Sinceramente creo que los europeos quieren una Europa, pero diferente a la que se ha construido. No dudo del espíritu europeísta de las sociedades de Europa; lo que dudo es del espíritu europeísta de sus dirigentes, que quieren la Europa que han tenido hasta ahora, y no la que pueda ser en un futuro.
En su opinión, ¿debería incorporarse Turquía a la Unión Europea?
Desde hace milenios, Turquía ha formado parte geográfica y culturalmente de Europa. En el neolítico, el helenismo, con el imperio otomano, la presencia turca ha sido constante. Geográficamente, Chipre (que pertenece a la Unión Europea) está mucho más al este que la mayor parte de la península de Anatolia.
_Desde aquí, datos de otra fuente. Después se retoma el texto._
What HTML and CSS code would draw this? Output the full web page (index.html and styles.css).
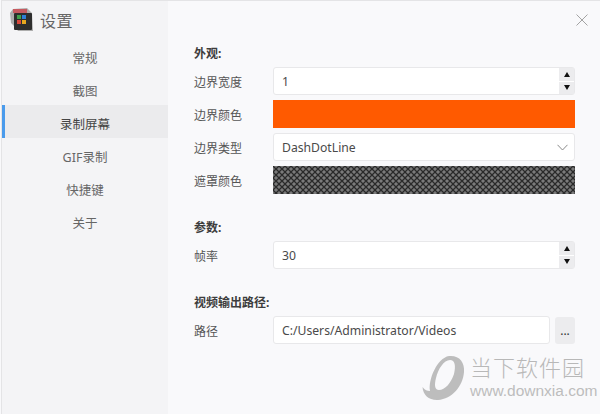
FILE: index.html
```html
<!DOCTYPE html>
<html lang="zh">
<head>
    <title>设置</title>
    <meta charset="UTF-8">
    <link rel="stylesheet" href="styles.css">
</head>
<body>
    <div class="window">
        <div class="sidebar">
            <div class="brand">
                <svg class="logo" width="24" height="24" viewBox="0 0 24 24">
                    <path d="M1 5 L4 1 L18 0 L23 5 L24 23 L9 23 L6 19 L2 15 Z" fill="#adadad"/>
                    <rect x="5" y="5" width="18" height="17" rx="1" fill="#2e2e2e"/>
                    <rect x="4" y="1" width="14" height="4" fill="#c65a60"/>
                    <rect x="8" y="7" width="4" height="4" fill="#3fa04a"/>
                    <rect x="13" y="7" width="4" height="4" fill="#2f7fd6"/>
                    <rect x="8" y="12" width="4" height="4" fill="#d8483c"/>
                    <rect x="13" y="12" width="4" height="4" fill="#e7a81f"/>
                </svg>
                <span class="brand-name">设置</span>
            </div>
            <div class="nav">
                <div class="nav-item">常规</div>
                <div class="nav-item">截图</div>
                <div class="nav-item active">录制屏幕</div>
                <div class="nav-item">GIF录制</div>
                <div class="nav-item">快捷键</div>
                <div class="nav-item">关于</div>
            </div>
        </div>
        <div class="main">
            <div class="close">
                <svg width="12" height="12" viewBox="0 0 12 12">
                    <path d="M0.5 0.500 L11.500 11.500 M11.500 0.500 L0.500 11.500" stroke="#a3a3a3" stroke-width="1" fill="none"/>
                </svg>
            </div>

            <div class="group first">
                <h6 class="group-title">外观:</h6>
                <div class="row">
                    <label class="label">边界宽度</label>
                    <div class="field">
                        <span class="value">1</span>
                        <div class="spin">
                            <span class="spin-btn"><i class="arrow up"></i></span>
                            <span class="spin-btn"><i class="arrow down"></i></span>
                        </div>
                    </div>
                </div>
                <div class="row">
                    <label class="label">边界颜色</label>
                    <div class="swatch orange"></div>
                </div>
                <div class="row">
                    <label class="label">边界类型</label>
                    <div class="field">
                        <span class="value">DashDotLine</span>
                        <svg class="chevron" width="11" height="7" viewBox="0 0 11 7">
                            <path d="M0.500 0.800 L5.500 6 L10.500 0.800" stroke="#8a8a8a" stroke-width="1" fill="none"/>
                        </svg>
                    </div>
                </div>
                <div class="row">
                    <label class="label">遮罩颜色</label>
                    <svg class="swatch" width="302" height="28">
                        <defs>
                            <pattern id="cross" width="6" height="6" patternUnits="userSpaceOnUse">
                                <rect width="6" height="6" fill="#7a7a7a"/>
                                <path d="M0 0 L6 6 M6 0 L0 6" stroke="#2a2a2a" stroke-width="1.300"/>
                            </pattern>
                        </defs>
                        <rect width="100%" height="100%" fill="url(#cross)"/>
                    </svg>
                </div>
            </div>

            <div class="group">
                <h6 class="group-title">参数:</h6>
                <div class="row">
                    <label class="label">帧率</label>
                    <div class="field">
                        <span class="value">30</span>
                        <div class="spin">
                            <span class="spin-btn"><i class="arrow up"></i></span>
                            <span class="spin-btn"><i class="arrow down"></i></span>
                        </div>
                    </div>
                </div>
            </div>

            <div class="group">
                <h6 class="group-title">视频输出路径:</h6>
                <div class="row">
                    <label class="label">路径</label>
                    <div class="field">
                        <span class="value">C:/Users/Administrator/Videos</span>
                    </div>
                    <div class="browse">...</div>
                </div>
            </div>

            <div class="watermark">
                <svg class="wm-logo" width="44" height="46" viewBox="0 0 44 46">
                    <path fill-rule="evenodd" fill="#bdbdbd" d="M27 1 C37 0 43 7 42 17 C41 31 30 44 16 45 C7 45.500 1 40 0.500 32 C3 35 5 36 8 36 C6 25 15 3 27 1 Z M28 5 C22 5 16 14 14 23 C12 31 13 35 17 35 C23 35 29 28 32 19 C34 11 33 5 28 5 Z"/>
                </svg>
                <div class="wm-text">
                    <div class="wm-name">当下软件园</div>
                    <div class="wm-url">www.downxia.com</div>
                </div>
            </div>
        </div>
    </div>
</body>
</html>
```

FILE: styles.css
```css
html, body {
    margin: 0;
    padding: 0;
}
body {
    width: 600px;
    height: 414px;
    overflow: hidden;
    background: #f9f9fb;
    font-family: "Noto Sans", "Noto Sans CJK SC", sans-serif;
    font-size: 12px;
    color: #444;
}
.window {
    display: flex;
    height: 413px;
    border-top: 1px solid #e4e4e6;
    margin-left: 1px;
    border-left: 1px solid #e4e4e6;
}
.sidebar {
    width: 166px;
    flex: none;
    background: #f4f4f6;
}
.brand {
    display: flex;
    align-items: center;
    height: 37px;
    padding-left: 7px;
}
.logo {
    margin-right: 7px;
}
.brand-name {
    font-size: 16px;
    color: #666;
    letter-spacing: 0.5px;
}
.nav {
    margin-top: 1px;
}
.nav-item {
    box-sizing: border-box;
    height: 33px;
    padding-top: 3px;
    line-height: 33px;
    text-align: center;
    font-size: 12.500px;
    color: #666;
}
.nav-item.active {
    background: #ebebed;
    color: #444;
    border-left: 3px solid #4a9bec;
    padding-right: 3px;
}
.main {
    position: relative;
    flex: 1;
    padding: 0 25px 0 26px;
}
.close {
    position: absolute;
    top: 12px;
    right: 12px;
    height: 12px;
}
.group {
    margin-top: 25px;
}
.group.first {
    margin-top: 44px;
}
.group-title {
    margin: 0 0 5px;
    font-size: 12px;
    line-height: 17px;
    font-weight: 700;
    color: #3d3d3d;
}
.row {
    display: flex;
    align-items: center;
    height: 28px;
    margin-bottom: 5px;
}
.label {
    width: 79px;
    flex: none;
    padding-top: 2px;
    font-size: 12px;
    color: #555;
}
.field {
    flex: 1;
    height: 26px;
    display: flex;
    align-items: center;
    justify-content: space-between;
    background: #fff;
    border: 1px solid #e8e8ea;
    border-radius: 3px;
}
.value {
    padding-left: 8px;
    font-size: 12.200px;
    color: #4a4a4a;
}
.spin {
    display: flex;
    flex-direction: column;
    gap: 1px;
    width: 15px;
    height: 26px;
}
.spin-btn {
    flex: 1;
    display: flex;
    align-items: center;
    justify-content: center;
    background: #ececee;
}
.arrow {
    width: 0;
    height: 0;
    border-left: 3.500px solid transparent;
    border-right: 3.500px solid transparent;
}
.arrow.up {
    border-bottom: 5px solid #111;
}
.arrow.down {
    border-top: 5px solid #111;
}
.chevron {
    margin-right: 6px;
}
.swatch {
    flex: 1;
    height: 28px;
}
.orange {
    background: #ff5a00;
}
.browse {
    flex: none;
    width: 20px;
    height: 27px;
    margin-left: 5px;
    background: #ececee;
    border-radius: 3px;
    text-align: center;
    line-height: 27px;
    font-size: 12px;
    color: #333;
}
.watermark {
    position: absolute;
    left: 254px;
    top: 353px;
    display: flex;
    align-items: center;
}
.wm-logo {
    margin-right: 4px;
}
.wm-name {
    font-size: 22px;
    font-weight: 300;
    line-height: 27px;
    color: #b8b8b8;
    letter-spacing: 1px;
    white-space: nowrap;
}
.wm-url {
    font-family: "Liberation Sans", sans-serif;
    font-size: 15.500px;
    line-height: 20px;
    color: #bdbdbd;
    white-space: nowrap;
}
```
El gobierno turco es democrático y ha realizado esfuerzos determinantes para avanzar en la protección de los derechos humanos. Algunos europeos tienen miedo a la integración de cincuenta millones de turcos musulmanes «pobres» en Europa. Si el producto interior bruto de Turquía fuera similar, por ejemplo, al de los Emiratos Árabes Unidos, los líderes europeos estarían encantados del ingreso de un país así en la Unión Europea. Estoy totalmente a favor del ingreso de Turquía en la Unión Europea, y considero que no facilitar ese ingreso es poner las cosas difíciles a la propia democracia turca.
¿Qué opinión le merecen las últimas medidas tomadas en instancias europeas: legislación laboral de 65 horas, directiva sobre inmigración?
En esta ocasión, la victoria de las tesis neoconservadoras europeas se han visualizado más. Pero están tomando decisiones de este cariz desde hace décadas.
De nuevo regresamos a lo mismo: los gobiernos utilizan la Unión Europea para regular sobre cuestiones que les estarían vedadas por los ciudadanos en sus propios Estados. De seguir así, la Unión habrá perdido su norte.